Что касается униатства, то в XVIII веке оно постепенно не уничтожалось, но изживалось. Репрессий со стороны русского правительства не было. Была продуманная политика, и постепенно число униатов было сведено к очень небольшому количеству. Но советская власть сделала все, чтобы униаты появились: их стали гнать. Я был в командировке во Львове в 70-х годах и своими глазами видел афиши, расклеенные по городу, в которых сообщалось, что в клубе какого-то завода состоится лекция на тему: «Униатство — идеология фашизма». Если бы я был местным жителем, то после такой лекции стал бы униатом. Во Львове, где униатские традиции всегда были достаточно сильны, читать такие лекции мог только сумасшедший.

Это надо представлять, потому что все, что завязалось мертвым узлом тогда, будет оказывать влияние на события XVIII, XIX и XX века. Вся неурядица с Украиной, Севастополем, Одессой и прочим {стр. 105} на самом деле является продолжением всех этих дел. Проведите голосование на левобережной Украине, и вам скажут, что им совершенно не нужна самостийность. Но мнение в других частях Украины будет совершенно иное.

Как относились к украинцам у нас в России? Они имели те же права, что и русские. Достаточно сказать, что иерархия у нас очень быстро пополнялась за счет выходцев как раз из Малороссии. Я уже говорил, что Димитрий Ростовский — святитель, которого очень чтут на Руси, это украинский писатель Дмитрий Туптало, как его называют (на Украине его одно время квалифицировали как писателя). Я уж не буду говорить о Феофане Прокоповиче и других. Если говорить о светских государственных деятелях, то надо вспомнить канцлера России в XVIII веке князя Безбородко, знаменитого дипломата времен Екатерины, знаменитого графа Кочубея, тоже выдающегося дипломата, и многих других.

Теперь, я думаю, понятно, что именно эти взаимоотношения, эти процессы, происходившие в XVII веке, и обусловили очень своеобразный вариант западного влияния на Русь. Оно во многом шло через Украину. Нельзя сказать, что целиком оттуда, но ведь оттуда шли книги. Кто написал «Грамматику»? Мелетий Смотрицкий (между прочим, он перешел к униатам. Но «Грамматика» все равно очень хорошая). «Арифметика» — Магницкий, и т. д. Я уж не говорю о чисто бытовых сторонах жизни: Ломоносов одевался в свитку какого-то там черкасского покроя, такой факт известен. Влияние, таким образом, было и бытовым, и культурным, да и богословие, если хотите, в XVII веке — это богословие выходцев с Украины. Они создавали предпосылки для развития серьезных знаний. В конце XVII века и у нас началось систематическое светско-богословское образование, потому что при царе Федоре Алексеевиче была создана Славяно-греко-латинская академия.

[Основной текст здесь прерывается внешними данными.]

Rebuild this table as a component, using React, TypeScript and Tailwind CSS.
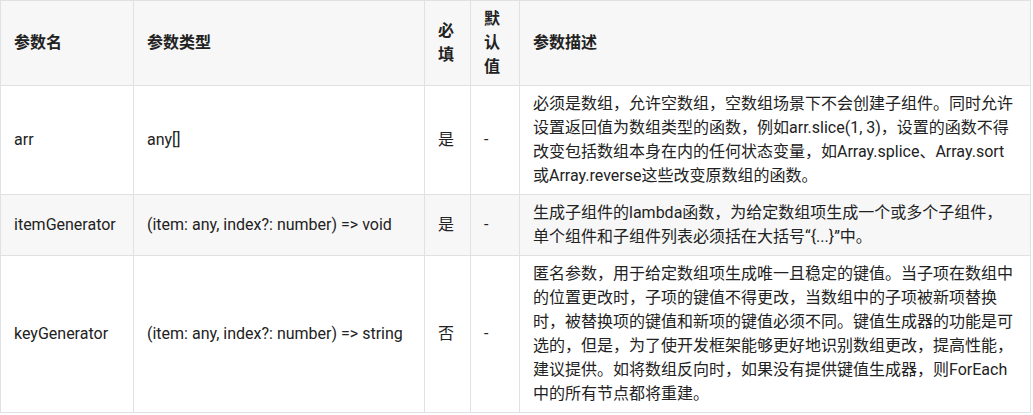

Когда мы говорим о западном влиянии, то самая большая ошибка, которую можно сделать, самая большая нелепость, которую иногда утверждают, — это то, что Петр нас повернул к Западу, а до этого мы были сами по себе и ни на кого не смотрели. Петр сам — продукт западного влияния. Будучи ребенком, он уже видел так много и бытовых, и учебных, и книжных и всяких иных новаций чисто западного происхождения, иногда напрямую привезенных с Запада, а иногда позаимствованных из Малороссии, что это во многом определило его психологию государственного деятеля. Другое дело, что он внес в реформы свой личный темперамент, что у него были свои личные идеи, личные впечатления от поездок на Запад. Но его подготовил XVII век. Поэтому когда нашу историю делят на петровскую и допетровскую, это деление чисто условное. Вся петровская Русь выходит из XVII века, и не случайно петровские преобразования выходят из XVII, а не из XVIII века. Поэтому попытка выделить Петра как нечто инородное, неестественное — это ошибка, но ошибка распространенная. Лично я считаю такой взгляд неверным, неправильным. И мне кажется, что если вы вздумаете отстаивать это мнение, то вы должны его очень тщательно аргументировать. Я прошу не ссылаться на книгу Солоневича «Народная монархия». Солоневич был прекрасный человек, замечательный русский патриот, человек, любивший свое Отечество и много делавший для того, чтобы не просто сохранить в среде эмиграции память о России — он старался принести России много пользы. Но книга его как историческое исследование не выдерживает критики. Она поверхностна, и я прошу к ней так и относиться. Когда я ее прочитал, у меня возникло двойственное впечатление об авторе: Солоневич как патриот, замечательный человек, и Солоневич как публицист, у которого мы видим много пристрастия, но не видим систематического анализа, потому что он не наблюдает естественной взаимосвязи России XVII века и России при Петре Первом.